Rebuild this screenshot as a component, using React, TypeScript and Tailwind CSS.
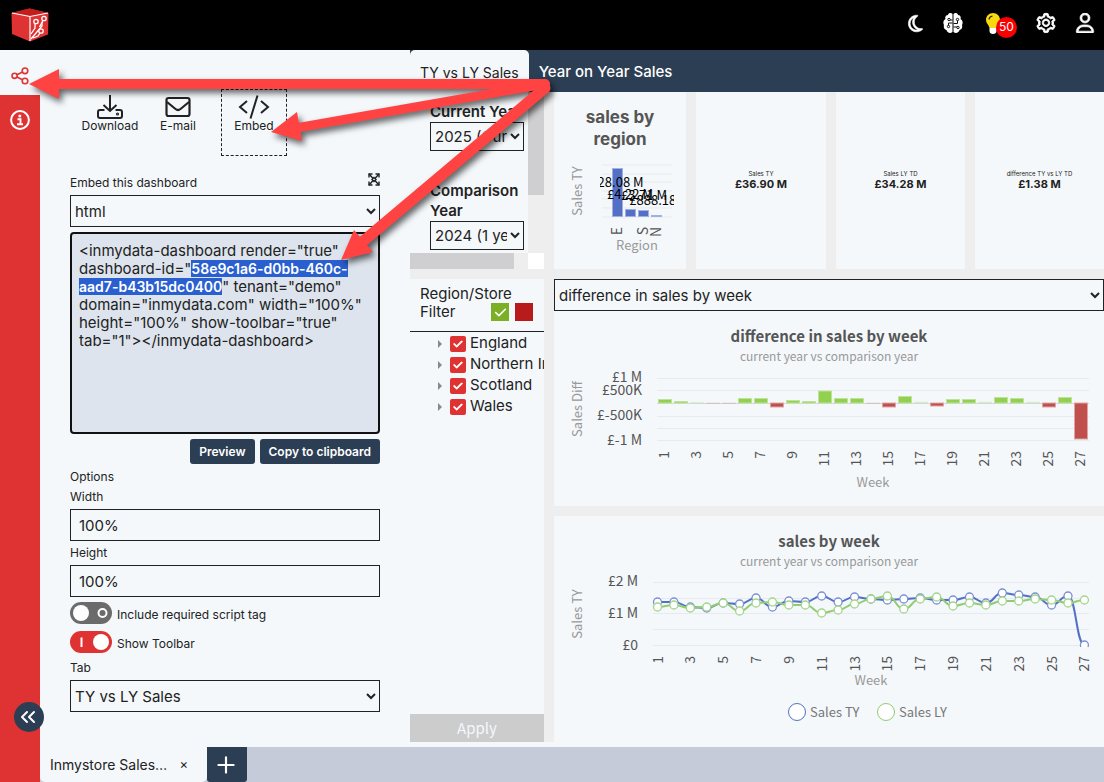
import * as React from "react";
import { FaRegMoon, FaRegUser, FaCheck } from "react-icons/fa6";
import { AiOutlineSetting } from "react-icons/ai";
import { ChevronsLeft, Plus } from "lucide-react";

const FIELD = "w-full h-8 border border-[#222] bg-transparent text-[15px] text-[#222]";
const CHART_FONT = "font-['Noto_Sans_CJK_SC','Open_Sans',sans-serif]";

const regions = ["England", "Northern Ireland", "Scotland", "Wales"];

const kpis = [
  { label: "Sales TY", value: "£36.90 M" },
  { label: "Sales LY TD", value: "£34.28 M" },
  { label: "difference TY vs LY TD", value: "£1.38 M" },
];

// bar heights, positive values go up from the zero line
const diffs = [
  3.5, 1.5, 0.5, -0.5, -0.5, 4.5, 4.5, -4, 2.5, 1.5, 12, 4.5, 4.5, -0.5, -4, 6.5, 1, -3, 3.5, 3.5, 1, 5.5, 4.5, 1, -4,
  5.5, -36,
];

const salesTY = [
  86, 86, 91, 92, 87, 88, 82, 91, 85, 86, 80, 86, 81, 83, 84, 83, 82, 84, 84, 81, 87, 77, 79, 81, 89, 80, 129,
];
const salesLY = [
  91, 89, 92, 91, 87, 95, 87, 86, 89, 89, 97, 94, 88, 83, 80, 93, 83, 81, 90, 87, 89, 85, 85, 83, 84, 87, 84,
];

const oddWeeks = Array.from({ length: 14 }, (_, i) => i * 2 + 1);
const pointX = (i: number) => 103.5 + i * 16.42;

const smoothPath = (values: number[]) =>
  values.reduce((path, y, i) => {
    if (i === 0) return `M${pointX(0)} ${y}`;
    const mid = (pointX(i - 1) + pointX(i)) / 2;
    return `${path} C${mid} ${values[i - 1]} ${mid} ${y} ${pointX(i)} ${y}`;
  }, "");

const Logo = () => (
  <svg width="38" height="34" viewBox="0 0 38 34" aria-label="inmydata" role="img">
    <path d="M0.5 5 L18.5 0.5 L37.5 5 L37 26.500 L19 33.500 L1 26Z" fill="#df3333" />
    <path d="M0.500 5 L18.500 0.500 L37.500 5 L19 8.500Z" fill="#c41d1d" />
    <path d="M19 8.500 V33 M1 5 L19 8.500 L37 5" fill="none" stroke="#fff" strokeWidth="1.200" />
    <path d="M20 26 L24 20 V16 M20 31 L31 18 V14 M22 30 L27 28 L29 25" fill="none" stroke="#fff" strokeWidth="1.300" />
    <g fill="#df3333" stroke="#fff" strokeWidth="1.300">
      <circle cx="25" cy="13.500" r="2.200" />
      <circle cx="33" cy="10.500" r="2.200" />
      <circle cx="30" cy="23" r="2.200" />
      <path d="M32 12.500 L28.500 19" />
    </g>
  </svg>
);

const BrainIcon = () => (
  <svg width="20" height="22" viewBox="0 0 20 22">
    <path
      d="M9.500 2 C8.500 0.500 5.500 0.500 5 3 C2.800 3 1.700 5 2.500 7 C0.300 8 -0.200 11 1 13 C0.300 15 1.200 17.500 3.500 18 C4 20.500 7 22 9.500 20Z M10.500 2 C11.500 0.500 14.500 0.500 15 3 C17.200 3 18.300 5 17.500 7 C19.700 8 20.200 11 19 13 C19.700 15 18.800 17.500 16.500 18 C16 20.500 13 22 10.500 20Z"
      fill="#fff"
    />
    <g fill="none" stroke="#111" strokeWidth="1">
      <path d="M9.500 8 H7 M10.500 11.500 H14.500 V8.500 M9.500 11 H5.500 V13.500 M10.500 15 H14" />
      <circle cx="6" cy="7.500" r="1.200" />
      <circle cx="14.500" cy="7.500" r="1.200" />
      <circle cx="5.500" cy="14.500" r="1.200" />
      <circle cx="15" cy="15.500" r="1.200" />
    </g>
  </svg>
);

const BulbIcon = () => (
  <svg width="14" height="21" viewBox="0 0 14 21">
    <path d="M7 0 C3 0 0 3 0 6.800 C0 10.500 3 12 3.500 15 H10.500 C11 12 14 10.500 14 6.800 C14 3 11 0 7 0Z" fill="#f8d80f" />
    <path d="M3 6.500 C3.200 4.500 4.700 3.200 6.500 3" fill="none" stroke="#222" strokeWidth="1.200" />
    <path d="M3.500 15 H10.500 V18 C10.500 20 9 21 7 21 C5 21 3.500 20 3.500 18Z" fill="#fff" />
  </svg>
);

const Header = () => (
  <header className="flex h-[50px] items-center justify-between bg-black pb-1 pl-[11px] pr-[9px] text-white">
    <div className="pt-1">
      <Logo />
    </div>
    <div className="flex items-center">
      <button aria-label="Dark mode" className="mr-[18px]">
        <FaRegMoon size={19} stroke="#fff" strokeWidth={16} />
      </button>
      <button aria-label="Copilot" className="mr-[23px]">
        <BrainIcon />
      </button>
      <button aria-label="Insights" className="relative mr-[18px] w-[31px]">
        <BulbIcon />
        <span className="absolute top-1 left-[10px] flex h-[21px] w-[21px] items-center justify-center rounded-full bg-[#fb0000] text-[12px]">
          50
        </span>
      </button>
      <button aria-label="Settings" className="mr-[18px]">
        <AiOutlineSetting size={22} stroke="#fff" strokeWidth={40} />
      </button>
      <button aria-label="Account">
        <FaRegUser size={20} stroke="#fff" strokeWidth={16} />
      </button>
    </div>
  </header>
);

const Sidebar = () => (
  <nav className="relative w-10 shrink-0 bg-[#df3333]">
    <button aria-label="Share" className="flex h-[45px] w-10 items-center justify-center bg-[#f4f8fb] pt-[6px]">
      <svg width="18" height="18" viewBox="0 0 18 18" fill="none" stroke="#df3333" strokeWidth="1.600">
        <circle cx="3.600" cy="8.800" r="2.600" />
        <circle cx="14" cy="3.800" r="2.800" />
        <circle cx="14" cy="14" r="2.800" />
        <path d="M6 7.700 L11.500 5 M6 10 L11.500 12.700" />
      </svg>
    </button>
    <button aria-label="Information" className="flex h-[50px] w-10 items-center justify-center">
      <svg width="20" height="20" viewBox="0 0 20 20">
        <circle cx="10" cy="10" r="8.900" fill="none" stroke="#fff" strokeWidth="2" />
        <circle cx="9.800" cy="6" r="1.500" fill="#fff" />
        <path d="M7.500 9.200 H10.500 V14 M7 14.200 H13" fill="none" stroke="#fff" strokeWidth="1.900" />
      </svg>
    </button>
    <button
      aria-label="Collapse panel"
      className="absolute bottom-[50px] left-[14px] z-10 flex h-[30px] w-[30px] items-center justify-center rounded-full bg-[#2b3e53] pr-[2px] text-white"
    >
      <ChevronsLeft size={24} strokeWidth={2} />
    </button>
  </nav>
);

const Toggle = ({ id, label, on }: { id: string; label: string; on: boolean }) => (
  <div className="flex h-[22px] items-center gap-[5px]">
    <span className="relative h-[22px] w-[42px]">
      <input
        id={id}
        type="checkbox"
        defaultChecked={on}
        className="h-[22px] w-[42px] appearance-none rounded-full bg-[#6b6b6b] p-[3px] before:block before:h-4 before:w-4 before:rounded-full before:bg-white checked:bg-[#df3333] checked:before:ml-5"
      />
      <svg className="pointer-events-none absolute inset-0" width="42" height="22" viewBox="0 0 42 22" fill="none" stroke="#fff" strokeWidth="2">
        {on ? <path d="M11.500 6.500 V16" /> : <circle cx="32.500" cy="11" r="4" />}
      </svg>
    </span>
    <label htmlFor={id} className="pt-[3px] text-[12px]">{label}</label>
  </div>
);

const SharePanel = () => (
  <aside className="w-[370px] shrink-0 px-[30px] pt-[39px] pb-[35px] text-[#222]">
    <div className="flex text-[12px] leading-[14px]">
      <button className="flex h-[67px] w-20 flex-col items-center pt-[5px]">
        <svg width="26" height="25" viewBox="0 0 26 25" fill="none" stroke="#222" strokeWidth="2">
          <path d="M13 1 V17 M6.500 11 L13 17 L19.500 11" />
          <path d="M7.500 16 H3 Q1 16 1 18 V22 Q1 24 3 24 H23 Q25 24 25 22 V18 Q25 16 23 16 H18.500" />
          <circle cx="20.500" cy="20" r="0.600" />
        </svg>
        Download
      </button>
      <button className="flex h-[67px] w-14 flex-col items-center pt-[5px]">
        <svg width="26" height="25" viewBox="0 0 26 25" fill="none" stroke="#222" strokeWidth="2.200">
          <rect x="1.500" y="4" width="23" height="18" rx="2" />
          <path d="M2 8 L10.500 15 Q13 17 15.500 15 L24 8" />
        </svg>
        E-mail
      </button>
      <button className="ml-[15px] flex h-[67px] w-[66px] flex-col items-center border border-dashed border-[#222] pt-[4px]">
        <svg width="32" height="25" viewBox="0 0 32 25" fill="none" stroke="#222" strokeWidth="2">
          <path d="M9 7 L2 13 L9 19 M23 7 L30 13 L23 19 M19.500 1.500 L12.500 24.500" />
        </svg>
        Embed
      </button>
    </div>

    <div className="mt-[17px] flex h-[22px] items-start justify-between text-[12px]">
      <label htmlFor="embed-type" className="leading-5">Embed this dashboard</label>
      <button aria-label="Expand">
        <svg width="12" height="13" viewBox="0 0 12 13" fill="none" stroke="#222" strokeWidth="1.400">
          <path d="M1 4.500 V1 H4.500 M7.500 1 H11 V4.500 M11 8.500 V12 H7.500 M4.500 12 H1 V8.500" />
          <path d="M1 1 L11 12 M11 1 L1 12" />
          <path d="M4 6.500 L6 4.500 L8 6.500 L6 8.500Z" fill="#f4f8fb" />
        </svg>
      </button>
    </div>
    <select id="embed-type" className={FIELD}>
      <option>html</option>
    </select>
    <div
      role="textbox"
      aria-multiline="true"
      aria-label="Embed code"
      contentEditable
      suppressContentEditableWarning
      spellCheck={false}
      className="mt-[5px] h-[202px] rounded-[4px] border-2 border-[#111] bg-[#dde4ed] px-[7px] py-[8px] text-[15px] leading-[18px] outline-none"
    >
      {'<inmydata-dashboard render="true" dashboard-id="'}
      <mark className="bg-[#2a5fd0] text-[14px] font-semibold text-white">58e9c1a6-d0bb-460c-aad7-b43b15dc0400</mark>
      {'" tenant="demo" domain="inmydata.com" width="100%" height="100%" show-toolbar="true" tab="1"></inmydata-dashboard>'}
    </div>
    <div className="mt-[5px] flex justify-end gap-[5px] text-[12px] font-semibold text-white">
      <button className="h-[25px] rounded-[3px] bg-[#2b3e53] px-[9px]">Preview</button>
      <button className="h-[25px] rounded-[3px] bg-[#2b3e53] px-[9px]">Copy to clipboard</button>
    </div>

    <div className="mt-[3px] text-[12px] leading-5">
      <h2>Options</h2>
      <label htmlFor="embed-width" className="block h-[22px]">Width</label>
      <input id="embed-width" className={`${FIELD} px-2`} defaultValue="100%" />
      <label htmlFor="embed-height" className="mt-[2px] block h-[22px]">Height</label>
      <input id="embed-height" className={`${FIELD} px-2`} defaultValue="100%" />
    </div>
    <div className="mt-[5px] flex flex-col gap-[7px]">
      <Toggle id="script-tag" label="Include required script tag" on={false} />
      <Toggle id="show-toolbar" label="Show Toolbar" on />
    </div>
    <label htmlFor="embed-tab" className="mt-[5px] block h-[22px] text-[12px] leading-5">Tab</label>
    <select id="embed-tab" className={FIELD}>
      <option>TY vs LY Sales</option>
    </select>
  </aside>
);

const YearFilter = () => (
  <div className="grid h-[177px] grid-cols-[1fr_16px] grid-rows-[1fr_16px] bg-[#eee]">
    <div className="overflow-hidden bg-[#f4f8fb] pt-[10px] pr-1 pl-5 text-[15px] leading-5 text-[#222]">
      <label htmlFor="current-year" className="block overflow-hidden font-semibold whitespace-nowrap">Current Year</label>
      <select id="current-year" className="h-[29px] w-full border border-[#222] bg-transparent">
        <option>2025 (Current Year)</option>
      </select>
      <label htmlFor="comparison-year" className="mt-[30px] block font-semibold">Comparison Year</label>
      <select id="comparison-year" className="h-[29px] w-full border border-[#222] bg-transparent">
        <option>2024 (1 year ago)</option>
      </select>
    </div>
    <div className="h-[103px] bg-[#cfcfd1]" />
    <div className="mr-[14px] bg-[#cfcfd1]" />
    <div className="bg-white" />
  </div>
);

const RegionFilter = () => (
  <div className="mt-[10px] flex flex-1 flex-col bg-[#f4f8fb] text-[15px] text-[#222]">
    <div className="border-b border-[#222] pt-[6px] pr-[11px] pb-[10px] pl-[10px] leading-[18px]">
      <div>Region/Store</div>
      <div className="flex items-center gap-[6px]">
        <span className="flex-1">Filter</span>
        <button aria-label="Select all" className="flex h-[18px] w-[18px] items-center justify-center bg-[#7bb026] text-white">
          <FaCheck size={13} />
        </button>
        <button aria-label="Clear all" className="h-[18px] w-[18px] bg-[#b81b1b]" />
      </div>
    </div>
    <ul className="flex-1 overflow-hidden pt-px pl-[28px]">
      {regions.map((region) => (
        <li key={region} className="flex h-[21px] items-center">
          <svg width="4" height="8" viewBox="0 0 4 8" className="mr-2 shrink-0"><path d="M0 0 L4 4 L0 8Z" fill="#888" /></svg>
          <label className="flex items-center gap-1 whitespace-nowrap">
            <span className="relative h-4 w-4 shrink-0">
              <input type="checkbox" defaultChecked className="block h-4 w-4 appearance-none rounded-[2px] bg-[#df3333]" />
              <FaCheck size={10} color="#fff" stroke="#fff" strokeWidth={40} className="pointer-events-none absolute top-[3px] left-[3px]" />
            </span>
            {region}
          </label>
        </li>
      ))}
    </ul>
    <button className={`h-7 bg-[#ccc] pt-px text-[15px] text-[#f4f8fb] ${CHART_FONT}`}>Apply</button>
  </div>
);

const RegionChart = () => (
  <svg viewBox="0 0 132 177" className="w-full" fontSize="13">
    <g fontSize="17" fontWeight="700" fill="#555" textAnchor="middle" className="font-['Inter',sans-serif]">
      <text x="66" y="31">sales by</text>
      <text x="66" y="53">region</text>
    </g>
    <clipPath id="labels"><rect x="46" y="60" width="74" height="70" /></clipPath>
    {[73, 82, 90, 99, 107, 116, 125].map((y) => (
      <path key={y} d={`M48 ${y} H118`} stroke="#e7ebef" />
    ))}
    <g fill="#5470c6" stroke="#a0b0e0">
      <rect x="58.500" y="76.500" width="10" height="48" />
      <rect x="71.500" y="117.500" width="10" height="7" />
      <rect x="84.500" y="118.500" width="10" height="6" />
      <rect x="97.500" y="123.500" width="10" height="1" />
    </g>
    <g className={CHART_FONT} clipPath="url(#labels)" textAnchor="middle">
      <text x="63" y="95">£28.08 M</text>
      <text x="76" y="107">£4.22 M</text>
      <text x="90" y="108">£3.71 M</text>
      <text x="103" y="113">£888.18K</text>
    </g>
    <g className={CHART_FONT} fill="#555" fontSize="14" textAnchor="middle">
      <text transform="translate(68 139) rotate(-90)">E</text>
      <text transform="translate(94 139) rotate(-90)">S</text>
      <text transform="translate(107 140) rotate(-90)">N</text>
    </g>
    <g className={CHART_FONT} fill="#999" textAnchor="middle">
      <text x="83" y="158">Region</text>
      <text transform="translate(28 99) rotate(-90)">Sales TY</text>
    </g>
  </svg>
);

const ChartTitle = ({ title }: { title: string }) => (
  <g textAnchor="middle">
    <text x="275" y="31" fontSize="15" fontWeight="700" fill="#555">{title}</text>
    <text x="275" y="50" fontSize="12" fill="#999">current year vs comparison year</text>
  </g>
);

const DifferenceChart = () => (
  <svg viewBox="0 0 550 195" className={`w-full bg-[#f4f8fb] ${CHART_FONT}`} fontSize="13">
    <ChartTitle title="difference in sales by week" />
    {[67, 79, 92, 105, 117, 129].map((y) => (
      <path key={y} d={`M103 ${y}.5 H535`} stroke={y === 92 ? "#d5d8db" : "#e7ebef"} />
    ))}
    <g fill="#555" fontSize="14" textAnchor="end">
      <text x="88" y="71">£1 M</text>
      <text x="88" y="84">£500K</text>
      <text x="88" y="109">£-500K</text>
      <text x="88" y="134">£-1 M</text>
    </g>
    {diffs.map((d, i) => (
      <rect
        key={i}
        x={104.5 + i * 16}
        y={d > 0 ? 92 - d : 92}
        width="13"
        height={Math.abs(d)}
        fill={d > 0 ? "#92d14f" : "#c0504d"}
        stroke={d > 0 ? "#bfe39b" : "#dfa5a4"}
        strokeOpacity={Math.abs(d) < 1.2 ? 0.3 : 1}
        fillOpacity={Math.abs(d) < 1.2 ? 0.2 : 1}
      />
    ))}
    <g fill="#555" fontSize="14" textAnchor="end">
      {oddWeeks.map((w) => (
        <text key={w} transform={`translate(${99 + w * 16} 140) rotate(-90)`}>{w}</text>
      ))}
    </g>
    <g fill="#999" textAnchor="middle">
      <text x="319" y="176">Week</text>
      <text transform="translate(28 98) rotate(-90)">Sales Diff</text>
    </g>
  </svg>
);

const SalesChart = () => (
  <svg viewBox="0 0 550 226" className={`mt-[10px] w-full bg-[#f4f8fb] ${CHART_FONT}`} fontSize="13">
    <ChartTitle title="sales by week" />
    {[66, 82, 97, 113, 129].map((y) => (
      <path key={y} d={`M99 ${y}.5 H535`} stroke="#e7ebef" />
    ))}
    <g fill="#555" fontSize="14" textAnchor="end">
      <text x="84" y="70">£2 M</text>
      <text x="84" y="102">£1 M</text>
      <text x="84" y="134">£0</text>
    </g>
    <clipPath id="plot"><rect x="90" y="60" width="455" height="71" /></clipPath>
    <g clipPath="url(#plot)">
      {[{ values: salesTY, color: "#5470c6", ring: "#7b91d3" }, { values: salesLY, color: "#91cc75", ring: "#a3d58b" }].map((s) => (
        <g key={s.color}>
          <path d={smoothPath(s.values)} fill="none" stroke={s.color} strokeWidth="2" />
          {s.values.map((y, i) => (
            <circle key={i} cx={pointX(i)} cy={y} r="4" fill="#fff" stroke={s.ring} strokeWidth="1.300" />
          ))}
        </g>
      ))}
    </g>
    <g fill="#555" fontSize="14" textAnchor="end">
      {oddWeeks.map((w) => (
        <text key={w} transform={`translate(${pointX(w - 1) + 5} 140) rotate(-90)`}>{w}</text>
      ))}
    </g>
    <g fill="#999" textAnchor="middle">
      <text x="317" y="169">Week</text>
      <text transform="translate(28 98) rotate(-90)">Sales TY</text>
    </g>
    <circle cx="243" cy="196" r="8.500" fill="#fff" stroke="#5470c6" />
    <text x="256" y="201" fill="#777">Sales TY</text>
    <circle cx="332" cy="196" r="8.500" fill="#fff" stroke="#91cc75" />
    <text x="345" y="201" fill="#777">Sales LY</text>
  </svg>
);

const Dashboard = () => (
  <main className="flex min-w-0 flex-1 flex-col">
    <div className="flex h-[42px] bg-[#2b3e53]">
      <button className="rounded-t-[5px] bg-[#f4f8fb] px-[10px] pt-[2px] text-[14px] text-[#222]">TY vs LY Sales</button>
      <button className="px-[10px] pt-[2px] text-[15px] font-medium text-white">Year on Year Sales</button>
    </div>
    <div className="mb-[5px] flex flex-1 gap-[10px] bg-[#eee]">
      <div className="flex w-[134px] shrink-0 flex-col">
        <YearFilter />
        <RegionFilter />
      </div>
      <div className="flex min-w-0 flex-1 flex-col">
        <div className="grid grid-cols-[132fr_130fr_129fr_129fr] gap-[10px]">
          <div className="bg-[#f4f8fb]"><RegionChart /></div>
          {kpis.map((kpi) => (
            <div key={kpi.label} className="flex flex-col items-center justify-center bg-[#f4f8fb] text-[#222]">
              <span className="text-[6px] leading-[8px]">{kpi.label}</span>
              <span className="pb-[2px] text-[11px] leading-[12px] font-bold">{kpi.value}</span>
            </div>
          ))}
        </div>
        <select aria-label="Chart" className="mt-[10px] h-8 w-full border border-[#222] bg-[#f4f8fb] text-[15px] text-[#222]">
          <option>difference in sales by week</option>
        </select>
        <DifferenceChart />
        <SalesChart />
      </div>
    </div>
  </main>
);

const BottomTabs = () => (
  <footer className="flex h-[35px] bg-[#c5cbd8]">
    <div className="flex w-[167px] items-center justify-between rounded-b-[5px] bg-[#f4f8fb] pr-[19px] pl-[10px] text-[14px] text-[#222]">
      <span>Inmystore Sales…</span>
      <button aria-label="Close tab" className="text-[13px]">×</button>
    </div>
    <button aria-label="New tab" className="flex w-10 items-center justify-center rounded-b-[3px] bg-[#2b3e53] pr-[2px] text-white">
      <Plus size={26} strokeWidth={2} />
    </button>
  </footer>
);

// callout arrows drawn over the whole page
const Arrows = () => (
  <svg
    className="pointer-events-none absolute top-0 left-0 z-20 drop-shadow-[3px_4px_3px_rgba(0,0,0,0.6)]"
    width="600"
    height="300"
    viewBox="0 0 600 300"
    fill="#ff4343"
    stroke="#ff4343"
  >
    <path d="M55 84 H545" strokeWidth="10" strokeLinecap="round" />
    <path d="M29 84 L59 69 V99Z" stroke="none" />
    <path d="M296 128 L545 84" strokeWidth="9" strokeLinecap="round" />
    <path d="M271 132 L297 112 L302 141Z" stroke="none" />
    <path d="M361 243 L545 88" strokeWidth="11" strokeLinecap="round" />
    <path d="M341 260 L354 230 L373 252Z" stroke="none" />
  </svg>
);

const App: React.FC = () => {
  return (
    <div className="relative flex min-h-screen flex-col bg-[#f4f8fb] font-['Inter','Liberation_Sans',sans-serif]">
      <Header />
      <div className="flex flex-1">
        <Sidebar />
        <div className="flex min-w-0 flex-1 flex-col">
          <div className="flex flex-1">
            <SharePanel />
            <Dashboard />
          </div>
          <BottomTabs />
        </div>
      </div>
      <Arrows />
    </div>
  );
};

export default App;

#####

» Job
Repeat only the lines from the beginning of the material through the line containing "const pointX = (i: number)", both ends kept, leaving pictures out.

» Answer to this exercise
Rebuild this screenshot as a component, using React, TypeScript and Tailwind CSS.
import * as React from "react";
import { FaRegMoon, FaRegUser, FaCheck } from "react-icons/fa6";
import { AiOutlineSetting } from "react-icons/ai";
import { ChevronsLeft, Plus } from "lucide-react";

const FIELD = "w-full h-8 border border-[#222] bg-transparent text-[15px] text-[#222]";
const CHART_FONT = "font-['Noto_Sans_CJK_SC','Open_Sans',sans-serif]";

const regions = ["England", "Northern Ireland", "Scotland", "Wales"];

const kpis = [
  { label: "Sales TY", value: "£36.90 M" },
  { label: "Sales LY TD", value: "£34.28 M" },
  { label: "difference TY vs LY TD", value: "£1.38 M" },
];

// bar heights, positive values go up from the zero line
const diffs = [
  3.5, 1.5, 0.5, -0.5, -0.5, 4.5, 4.5, -4, 2.5, 1.5, 12, 4.5, 4.5, -0.5, -4, 6.5, 1, -3, 3.5, 3.5, 1, 5.5, 4.5, 1, -4,
  5.5, -36,
];

const salesTY = [
  86, 86, 91, 92, 87, 88, 82, 91, 85, 86, 80, 86, 81, 83, 84, 83, 82, 84, 84, 81, 87, 77, 79, 81, 89, 80, 129,
];
const salesLY = [
  91, 89, 92, 91, 87, 95, 87, 86, 89, 89, 97, 94, 88, 83, 80, 93, 83, 81, 90, 87, 89, 85, 85, 83, 84, 87, 84,
];

const oddWeeks = Array.from({ length: 14 }, (_, i) => i * 2 + 1);
const pointX = (i: number) => 103.5 + i * 16.42;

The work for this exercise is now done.